WRITTEN INSTRUCTION — Show all lines of the listing that hold the word "this".

GIVEN RECORDS —
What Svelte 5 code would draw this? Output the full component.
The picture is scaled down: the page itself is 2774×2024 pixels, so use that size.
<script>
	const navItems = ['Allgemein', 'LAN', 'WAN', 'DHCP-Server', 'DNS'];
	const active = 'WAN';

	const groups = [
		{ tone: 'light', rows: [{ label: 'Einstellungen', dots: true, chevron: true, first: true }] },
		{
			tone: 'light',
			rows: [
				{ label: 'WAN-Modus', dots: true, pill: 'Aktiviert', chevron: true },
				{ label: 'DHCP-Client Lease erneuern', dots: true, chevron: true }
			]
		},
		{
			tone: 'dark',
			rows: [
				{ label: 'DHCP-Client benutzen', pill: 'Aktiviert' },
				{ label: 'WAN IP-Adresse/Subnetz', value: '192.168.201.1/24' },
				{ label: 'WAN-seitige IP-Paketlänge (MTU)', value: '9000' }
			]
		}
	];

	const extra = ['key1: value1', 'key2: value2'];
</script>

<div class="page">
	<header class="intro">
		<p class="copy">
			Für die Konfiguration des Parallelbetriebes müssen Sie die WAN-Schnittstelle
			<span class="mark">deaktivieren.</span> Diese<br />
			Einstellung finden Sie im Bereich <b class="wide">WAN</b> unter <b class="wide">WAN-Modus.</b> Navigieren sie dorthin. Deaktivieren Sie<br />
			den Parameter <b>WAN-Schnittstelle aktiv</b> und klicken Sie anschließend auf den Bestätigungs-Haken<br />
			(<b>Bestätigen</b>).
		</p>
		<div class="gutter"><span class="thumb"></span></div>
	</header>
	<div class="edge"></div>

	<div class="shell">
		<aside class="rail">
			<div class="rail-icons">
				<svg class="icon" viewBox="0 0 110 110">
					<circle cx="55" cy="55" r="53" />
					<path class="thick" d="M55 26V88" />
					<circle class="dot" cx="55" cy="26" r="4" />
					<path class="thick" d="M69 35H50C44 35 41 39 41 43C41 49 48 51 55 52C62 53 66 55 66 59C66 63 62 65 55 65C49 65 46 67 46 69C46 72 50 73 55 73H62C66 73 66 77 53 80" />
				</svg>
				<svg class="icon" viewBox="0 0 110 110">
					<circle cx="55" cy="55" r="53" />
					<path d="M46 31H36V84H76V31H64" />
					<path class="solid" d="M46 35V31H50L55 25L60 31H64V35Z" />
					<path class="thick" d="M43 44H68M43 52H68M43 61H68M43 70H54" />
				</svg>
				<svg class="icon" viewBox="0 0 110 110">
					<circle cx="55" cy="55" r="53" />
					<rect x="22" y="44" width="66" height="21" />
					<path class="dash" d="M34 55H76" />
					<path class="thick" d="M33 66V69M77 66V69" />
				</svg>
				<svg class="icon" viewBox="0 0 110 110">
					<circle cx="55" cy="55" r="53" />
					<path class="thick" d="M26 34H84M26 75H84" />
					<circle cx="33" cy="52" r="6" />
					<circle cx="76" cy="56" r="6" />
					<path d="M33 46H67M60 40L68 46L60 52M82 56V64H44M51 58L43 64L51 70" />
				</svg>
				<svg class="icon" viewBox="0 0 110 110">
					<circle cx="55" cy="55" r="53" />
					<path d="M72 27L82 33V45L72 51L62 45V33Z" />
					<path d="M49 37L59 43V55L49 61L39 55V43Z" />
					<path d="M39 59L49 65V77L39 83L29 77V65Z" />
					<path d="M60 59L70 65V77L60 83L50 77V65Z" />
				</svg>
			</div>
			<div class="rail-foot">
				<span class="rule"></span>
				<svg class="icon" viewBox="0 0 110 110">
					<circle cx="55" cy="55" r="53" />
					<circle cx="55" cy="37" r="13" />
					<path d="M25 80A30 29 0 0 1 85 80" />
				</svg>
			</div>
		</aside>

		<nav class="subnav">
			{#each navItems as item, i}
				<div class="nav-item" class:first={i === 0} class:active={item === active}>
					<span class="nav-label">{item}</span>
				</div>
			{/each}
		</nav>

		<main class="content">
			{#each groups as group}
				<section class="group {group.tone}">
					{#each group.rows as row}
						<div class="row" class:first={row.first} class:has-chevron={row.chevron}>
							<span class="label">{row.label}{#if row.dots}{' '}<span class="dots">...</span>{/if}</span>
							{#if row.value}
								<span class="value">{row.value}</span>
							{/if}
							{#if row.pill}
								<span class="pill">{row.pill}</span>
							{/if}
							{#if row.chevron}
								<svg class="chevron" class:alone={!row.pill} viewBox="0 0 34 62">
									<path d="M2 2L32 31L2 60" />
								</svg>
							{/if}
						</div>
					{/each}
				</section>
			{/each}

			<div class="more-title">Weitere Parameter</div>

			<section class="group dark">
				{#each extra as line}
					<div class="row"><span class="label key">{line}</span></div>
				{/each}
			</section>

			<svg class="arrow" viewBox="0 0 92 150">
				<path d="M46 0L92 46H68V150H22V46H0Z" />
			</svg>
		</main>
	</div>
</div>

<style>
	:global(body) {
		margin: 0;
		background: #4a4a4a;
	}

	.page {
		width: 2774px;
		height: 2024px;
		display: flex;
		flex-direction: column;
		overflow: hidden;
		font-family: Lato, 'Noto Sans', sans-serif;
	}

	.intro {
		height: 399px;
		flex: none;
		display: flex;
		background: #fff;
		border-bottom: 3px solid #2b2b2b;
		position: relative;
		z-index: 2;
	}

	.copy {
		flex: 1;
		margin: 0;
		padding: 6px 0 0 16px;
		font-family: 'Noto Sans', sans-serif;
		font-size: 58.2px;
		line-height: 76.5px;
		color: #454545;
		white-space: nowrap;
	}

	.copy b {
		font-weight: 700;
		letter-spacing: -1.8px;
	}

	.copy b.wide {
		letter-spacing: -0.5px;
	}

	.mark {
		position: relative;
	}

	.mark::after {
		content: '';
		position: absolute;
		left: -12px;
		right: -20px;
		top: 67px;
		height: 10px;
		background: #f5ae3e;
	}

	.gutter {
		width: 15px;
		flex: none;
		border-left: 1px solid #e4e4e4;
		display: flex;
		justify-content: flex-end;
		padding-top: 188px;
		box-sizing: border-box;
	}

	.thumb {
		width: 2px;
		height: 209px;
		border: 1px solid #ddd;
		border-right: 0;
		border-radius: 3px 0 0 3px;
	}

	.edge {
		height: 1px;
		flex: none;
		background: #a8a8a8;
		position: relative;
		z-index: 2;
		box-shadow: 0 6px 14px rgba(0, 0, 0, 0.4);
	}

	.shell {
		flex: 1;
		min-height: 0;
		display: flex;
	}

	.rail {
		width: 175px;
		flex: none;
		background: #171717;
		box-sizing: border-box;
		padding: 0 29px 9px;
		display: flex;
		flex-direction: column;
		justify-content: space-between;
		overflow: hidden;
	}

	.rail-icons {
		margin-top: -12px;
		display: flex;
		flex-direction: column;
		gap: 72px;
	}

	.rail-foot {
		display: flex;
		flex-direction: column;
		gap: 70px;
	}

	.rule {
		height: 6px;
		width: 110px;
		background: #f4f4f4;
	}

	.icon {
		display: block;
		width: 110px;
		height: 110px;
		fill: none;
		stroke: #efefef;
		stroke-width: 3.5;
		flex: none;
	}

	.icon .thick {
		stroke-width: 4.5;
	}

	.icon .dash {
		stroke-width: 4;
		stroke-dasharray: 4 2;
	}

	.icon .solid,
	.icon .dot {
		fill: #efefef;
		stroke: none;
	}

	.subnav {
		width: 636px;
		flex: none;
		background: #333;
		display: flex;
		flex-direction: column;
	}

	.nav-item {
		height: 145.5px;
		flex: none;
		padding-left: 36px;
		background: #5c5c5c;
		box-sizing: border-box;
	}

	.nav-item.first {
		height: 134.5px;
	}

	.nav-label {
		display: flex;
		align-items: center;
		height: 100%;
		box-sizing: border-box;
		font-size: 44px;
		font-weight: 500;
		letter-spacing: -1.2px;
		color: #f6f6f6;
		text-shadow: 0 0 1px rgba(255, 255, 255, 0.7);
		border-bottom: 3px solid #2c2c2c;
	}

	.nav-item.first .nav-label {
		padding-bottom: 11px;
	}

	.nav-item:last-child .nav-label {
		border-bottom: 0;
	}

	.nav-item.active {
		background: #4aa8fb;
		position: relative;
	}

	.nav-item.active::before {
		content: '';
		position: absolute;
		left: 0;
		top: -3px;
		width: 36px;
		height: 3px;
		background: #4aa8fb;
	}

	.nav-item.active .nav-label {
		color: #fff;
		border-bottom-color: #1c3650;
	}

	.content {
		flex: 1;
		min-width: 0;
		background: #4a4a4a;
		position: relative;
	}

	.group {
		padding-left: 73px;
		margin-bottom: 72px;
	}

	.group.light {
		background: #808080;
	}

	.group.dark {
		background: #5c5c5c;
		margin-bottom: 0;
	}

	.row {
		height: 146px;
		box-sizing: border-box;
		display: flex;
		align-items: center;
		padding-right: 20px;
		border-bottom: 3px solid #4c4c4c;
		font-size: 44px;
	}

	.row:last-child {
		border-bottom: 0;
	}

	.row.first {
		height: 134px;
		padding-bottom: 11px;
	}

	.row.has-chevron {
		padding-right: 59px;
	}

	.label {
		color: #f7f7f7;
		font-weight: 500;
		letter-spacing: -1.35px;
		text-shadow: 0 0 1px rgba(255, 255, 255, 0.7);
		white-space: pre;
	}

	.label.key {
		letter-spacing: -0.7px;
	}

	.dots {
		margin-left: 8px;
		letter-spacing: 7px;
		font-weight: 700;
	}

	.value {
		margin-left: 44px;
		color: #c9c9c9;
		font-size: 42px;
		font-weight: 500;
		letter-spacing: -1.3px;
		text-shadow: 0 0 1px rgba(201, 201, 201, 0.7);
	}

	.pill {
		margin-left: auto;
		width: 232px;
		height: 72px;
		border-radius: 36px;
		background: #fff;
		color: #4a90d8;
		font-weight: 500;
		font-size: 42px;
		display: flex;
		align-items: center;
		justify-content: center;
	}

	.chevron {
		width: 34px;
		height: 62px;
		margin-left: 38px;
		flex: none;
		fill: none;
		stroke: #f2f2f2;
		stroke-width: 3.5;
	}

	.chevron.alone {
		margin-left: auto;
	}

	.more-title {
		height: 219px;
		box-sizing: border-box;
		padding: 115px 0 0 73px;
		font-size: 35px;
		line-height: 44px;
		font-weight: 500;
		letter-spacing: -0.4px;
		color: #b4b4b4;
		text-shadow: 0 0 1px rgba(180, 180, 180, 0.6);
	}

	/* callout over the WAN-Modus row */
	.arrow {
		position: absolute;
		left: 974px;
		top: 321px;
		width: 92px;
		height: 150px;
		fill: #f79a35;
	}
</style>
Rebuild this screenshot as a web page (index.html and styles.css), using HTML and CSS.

WRITTEN ANSWER —
What Svelte 5 code would draw this? Output the full component.
Rebuild this screenshot as a web page (index.html and styles.css), using HTML and CSS.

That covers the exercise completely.